** Start **
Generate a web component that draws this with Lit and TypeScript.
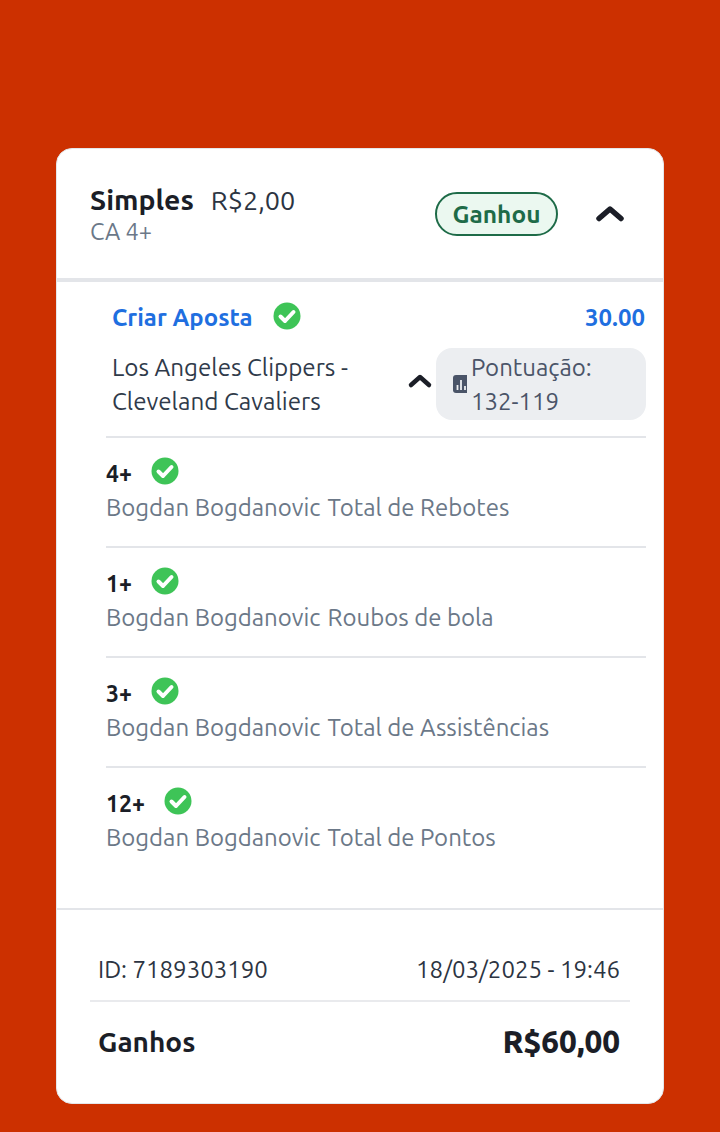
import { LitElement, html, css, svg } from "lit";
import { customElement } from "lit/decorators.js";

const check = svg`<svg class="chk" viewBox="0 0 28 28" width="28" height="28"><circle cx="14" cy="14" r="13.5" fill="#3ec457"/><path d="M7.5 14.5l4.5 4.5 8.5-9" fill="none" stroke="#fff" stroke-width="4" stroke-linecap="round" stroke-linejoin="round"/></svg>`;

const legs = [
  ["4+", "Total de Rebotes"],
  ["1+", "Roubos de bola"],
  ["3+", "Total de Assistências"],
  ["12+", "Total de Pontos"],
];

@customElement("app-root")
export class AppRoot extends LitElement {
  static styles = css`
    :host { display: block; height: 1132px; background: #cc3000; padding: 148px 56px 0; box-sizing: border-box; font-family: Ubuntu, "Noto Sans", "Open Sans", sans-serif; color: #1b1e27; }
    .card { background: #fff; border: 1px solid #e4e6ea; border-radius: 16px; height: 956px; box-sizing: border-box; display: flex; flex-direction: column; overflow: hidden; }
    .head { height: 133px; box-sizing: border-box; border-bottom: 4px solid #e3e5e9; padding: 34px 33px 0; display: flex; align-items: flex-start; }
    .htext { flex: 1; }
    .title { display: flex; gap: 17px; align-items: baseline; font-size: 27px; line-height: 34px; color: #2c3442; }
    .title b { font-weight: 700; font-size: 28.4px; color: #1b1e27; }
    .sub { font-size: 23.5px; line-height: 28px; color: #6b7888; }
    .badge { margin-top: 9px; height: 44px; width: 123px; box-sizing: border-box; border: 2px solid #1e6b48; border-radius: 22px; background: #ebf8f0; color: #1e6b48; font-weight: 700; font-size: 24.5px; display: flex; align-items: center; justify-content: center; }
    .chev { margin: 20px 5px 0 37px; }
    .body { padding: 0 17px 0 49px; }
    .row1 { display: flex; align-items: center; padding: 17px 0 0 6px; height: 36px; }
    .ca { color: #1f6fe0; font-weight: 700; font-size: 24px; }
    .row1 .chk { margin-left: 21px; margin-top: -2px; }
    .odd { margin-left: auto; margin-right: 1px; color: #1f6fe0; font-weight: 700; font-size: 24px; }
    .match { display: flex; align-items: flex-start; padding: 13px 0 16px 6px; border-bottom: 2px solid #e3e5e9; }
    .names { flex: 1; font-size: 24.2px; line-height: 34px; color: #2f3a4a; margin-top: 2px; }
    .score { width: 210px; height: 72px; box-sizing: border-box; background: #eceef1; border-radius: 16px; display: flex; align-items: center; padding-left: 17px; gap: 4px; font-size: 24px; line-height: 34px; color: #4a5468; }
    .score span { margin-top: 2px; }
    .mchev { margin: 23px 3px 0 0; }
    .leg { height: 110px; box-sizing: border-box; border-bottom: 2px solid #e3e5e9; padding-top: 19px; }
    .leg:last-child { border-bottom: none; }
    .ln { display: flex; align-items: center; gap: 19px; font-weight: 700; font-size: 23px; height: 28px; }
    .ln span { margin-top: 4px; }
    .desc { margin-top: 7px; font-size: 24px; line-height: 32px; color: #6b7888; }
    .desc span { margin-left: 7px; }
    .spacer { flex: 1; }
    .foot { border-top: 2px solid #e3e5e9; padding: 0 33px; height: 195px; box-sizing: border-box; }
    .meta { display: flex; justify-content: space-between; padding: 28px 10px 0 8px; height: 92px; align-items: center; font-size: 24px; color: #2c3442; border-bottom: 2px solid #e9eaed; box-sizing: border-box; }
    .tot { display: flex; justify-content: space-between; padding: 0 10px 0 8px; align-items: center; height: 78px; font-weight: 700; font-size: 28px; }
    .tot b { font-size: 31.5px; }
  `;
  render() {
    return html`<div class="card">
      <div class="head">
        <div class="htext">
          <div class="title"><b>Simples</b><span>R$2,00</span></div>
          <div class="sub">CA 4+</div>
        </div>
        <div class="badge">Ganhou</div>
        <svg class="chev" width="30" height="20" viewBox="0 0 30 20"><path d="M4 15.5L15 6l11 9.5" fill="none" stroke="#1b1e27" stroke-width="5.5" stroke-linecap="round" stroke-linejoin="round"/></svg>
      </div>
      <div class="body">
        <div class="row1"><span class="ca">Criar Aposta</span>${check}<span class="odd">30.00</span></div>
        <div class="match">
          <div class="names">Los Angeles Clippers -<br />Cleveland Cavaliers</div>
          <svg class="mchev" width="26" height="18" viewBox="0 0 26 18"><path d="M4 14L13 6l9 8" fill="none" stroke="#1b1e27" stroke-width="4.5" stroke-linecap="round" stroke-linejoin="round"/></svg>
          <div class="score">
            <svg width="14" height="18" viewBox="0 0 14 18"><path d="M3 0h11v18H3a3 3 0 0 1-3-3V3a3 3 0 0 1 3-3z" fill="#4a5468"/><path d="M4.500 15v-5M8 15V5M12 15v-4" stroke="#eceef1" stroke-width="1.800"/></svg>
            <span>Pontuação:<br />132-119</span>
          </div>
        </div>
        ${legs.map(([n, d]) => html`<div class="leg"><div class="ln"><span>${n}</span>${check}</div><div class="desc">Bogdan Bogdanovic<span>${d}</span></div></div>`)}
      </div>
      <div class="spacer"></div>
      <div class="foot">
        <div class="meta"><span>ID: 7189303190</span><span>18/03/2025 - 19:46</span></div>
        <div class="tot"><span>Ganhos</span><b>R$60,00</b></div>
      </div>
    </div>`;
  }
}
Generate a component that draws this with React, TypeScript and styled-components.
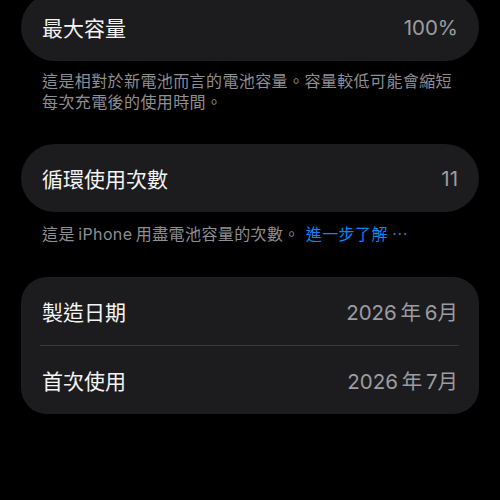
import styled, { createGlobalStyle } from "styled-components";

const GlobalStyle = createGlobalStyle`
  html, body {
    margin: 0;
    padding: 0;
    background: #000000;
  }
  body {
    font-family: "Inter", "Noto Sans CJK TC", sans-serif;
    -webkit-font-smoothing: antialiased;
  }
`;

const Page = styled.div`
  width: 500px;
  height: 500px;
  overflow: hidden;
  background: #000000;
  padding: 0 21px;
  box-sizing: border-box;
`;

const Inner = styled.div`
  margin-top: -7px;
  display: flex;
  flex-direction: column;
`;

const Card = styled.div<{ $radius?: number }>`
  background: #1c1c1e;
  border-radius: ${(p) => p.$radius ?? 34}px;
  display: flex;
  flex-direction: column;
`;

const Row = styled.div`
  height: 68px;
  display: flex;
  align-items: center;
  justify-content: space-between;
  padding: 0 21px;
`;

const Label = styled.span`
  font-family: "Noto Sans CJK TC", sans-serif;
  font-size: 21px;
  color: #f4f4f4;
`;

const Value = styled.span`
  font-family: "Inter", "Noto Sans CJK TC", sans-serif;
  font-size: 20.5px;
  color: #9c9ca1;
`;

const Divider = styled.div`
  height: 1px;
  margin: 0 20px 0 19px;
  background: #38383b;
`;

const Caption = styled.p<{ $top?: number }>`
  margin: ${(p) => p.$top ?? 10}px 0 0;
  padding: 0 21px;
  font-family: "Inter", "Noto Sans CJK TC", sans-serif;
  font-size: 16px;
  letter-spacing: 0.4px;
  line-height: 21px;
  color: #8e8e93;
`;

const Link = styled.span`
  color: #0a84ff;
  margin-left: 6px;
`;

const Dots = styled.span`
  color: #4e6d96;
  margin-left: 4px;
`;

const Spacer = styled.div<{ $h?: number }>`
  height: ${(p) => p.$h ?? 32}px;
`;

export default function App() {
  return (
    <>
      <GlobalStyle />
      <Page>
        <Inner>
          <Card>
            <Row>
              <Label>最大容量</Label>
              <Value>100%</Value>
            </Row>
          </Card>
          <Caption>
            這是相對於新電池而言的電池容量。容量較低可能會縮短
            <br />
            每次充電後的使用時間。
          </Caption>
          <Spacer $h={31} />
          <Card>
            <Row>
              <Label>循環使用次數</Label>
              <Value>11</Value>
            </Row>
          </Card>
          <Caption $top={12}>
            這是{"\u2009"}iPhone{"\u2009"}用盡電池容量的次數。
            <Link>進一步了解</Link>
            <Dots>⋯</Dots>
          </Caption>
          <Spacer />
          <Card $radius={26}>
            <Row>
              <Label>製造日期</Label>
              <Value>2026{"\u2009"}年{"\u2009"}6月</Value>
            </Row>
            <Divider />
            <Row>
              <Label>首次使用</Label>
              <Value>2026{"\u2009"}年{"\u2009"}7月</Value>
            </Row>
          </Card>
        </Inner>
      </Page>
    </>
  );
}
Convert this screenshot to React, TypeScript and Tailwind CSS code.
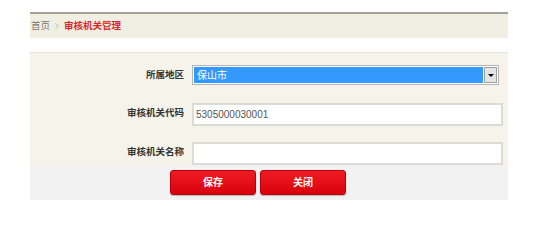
** End **
Directions :: State only the number of lines in these entries that contain "this".

Task response :: 3